Assessment of the offshore wind turbine support structure integrity and management of multivariate hybrid probability frameworks

Abstract

A method is proposed to evaluate, maintain and manage the long-term structural integrity and degradation behavior of offshore wind turbines: the multivariate or copula probability density function with an adaptive neuro-fuzzy inference system, which completes the assessment and management in three steps. First, the proposed method calculates the statistical population maximum likelihood estimation of the objective probability degradation characteristics and cycling patterns observed for historical precursors. Then, the method uses the Markov chain Monte Carlo method to generate hypothetical probability estimations of the objective features and synthesizes these probability density functions to build multivariate copula probability framework approximations of the features.

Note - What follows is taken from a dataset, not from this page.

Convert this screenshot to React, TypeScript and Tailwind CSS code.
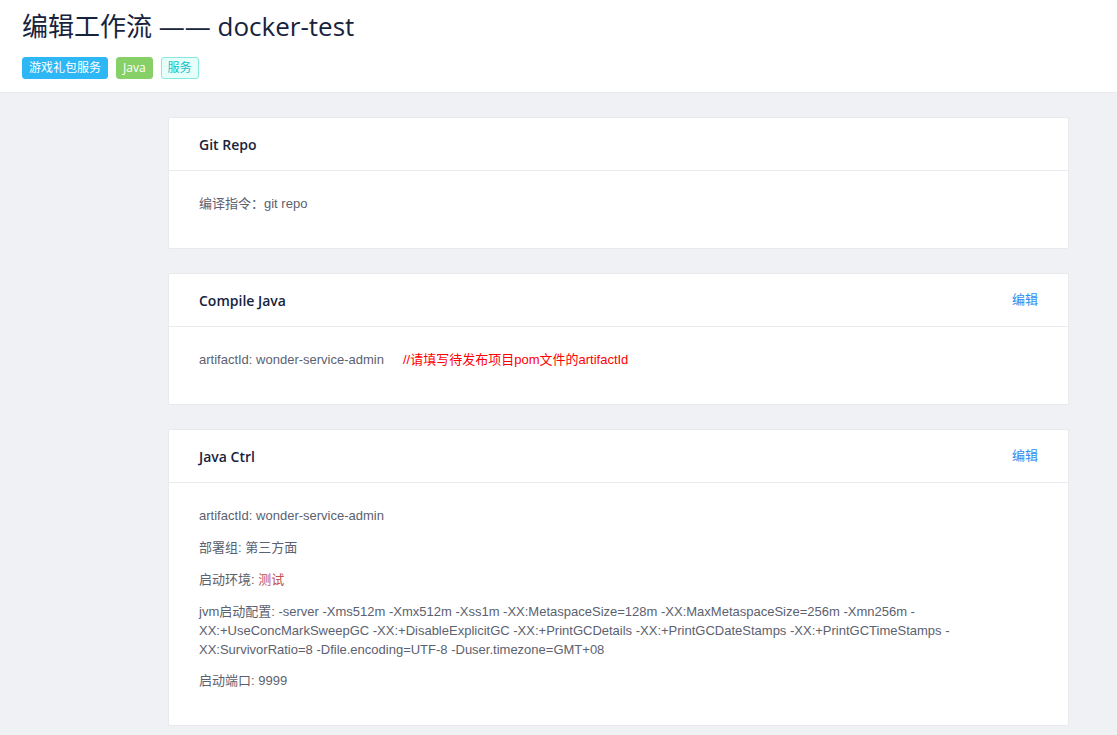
import React from 'react';

const font = { fontFamily: '"Open Sans", "Noto Sans CJK SC", sans-serif' };
const bodyFont = { fontFamily: '"Liberation Sans", "Noto Sans CJK SC", sans-serif' };

type Tag = { label: string; className: string };

const tags: Tag[] = [
  { label: '游戏礼包服务', className: 'bg-[#2db7f5] text-white border-[#2db7f5]' },
  { label: 'Java', className: 'bg-[#87d068] text-white border-[#87d068]' },
  { label: '服务', className: 'bg-[#e6fffb] text-[#13c2c2] border-[#87e8de]' },
];

function Card({ title, editable, children }: { title: string; editable?: boolean; children: React.ReactNode }) {
  return (
    <div className="bg-white border border-[#e8eaec] rounded-[2px]">
      <div className="h-[53px] px-[30px] flex items-center justify-between border-b border-[#e8eaec]">
        <span className="text-[14px] font-semibold text-[#17233d]">{title}</span>
        {editable && <a className="text-[13px] text-[#2d8cf0] cursor-pointer">编辑</a>}
      </div>
      <div className="px-[30px] pt-[23px] pb-[22px] text-[13px] leading-[20px] text-[#5c6170]" style={bodyFont}>
        {children}
      </div>
    </div>
  );
}

export default function App() {
  return (
    <div className="min-h-screen bg-[#f0f1f5]" style={font}>
      <div className="bg-white border-b border-[#e8eaec] px-[22px] pt-2 pb-[13px]">
        <h1 className="text-[26px] leading-9 text-[#17233d] font-normal">编辑工作流 —— docker-test</h1>
        <div className="mt-[13px] flex gap-2">
          {tags.map((t) => (
            <span
              key={t.label}
              className={`h-[22px] px-[6px] border rounded-[3px] text-[12px] leading-[20px] ${t.className}`}
            >
              {t.label}
            </span>
          ))}
        </div>
      </div>

      <div className="pl-[168px] pr-12 pt-6 pb-6 flex flex-col gap-6">
        <Card title="Git Repo">
          <p className="mb-3">编译指令：git repo</p>
        </Card>

        <Card title="Compile Java" editable>
          <p className="mb-3">
            artifactId: wonder-service-admin
            <span className="ml-[19px] text-[#ff0000]">//请填写待发布项目pom文件的artifactId</span>
          </p>
        </Card>

        <Card title="Java Ctrl" editable>
          <p className="mb-3">artifactId: wonder-service-admin</p>
          <p className="mb-3">部署组: 第三方面</p>
          <p className="mb-3">
            启动环境: <span className="text-[#c0504d]">测试</span>
          </p>
          <p className="mb-3 leading-[19px]">
            jvm启动配置: -server -Xms512m -Xmx512m -Xss1m -XX:MetaspaceSize=128m -XX:MaxMetaspaceSize=256m -Xmn256m
            -XX:+UseConcMarkSweepGC -XX:+DisableExplicitGC -XX:+PrintGCDetails -XX:+PrintGCDateStamps
            -XX:+PrintGCTimeStamps -XX:SurvivorRatio=8 -Dfile.encoding=UTF-8 -Duser.timezone=GMT+08
          </p>
          <p className="mb-3">启动端口: 9999</p>
        </Card>
      </div>
    </div>
  );
}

The proposed method is applied to the integrity assessment and management of in-service offshore wind turbine support structures. Finally, the proposed method uses principal component analysis with a heat map to provide a helpful visualization for integrity assessment and integrity management tools. This method is expected to be embedded in existing supervisory control and data acquisition systems and to be used to construct a global integrity assessment model and management framework. This research shows the multivariate probability pattern of the integrity of an offshore structure under multielement coupling load conditions. A multivariate stochastic simulation is proposed for the goal-oriented integrity assessment, and an adaptive neuro-fuzzy inference system is used to manage the associated copula probability to quantify the coupling of risk because it uses comprehensive principal component analysis quantification models to describe the multivariate dynamic excitation behaviors of offshore wind turbine support structures. Meanwhile, multivariate hybrid probability frameworks are also shown to have high generalization ability and strong robustness. The proposed methodology also has great potential to be applied to other types of offshore systems for the characterization, assessment, and management of their integrity.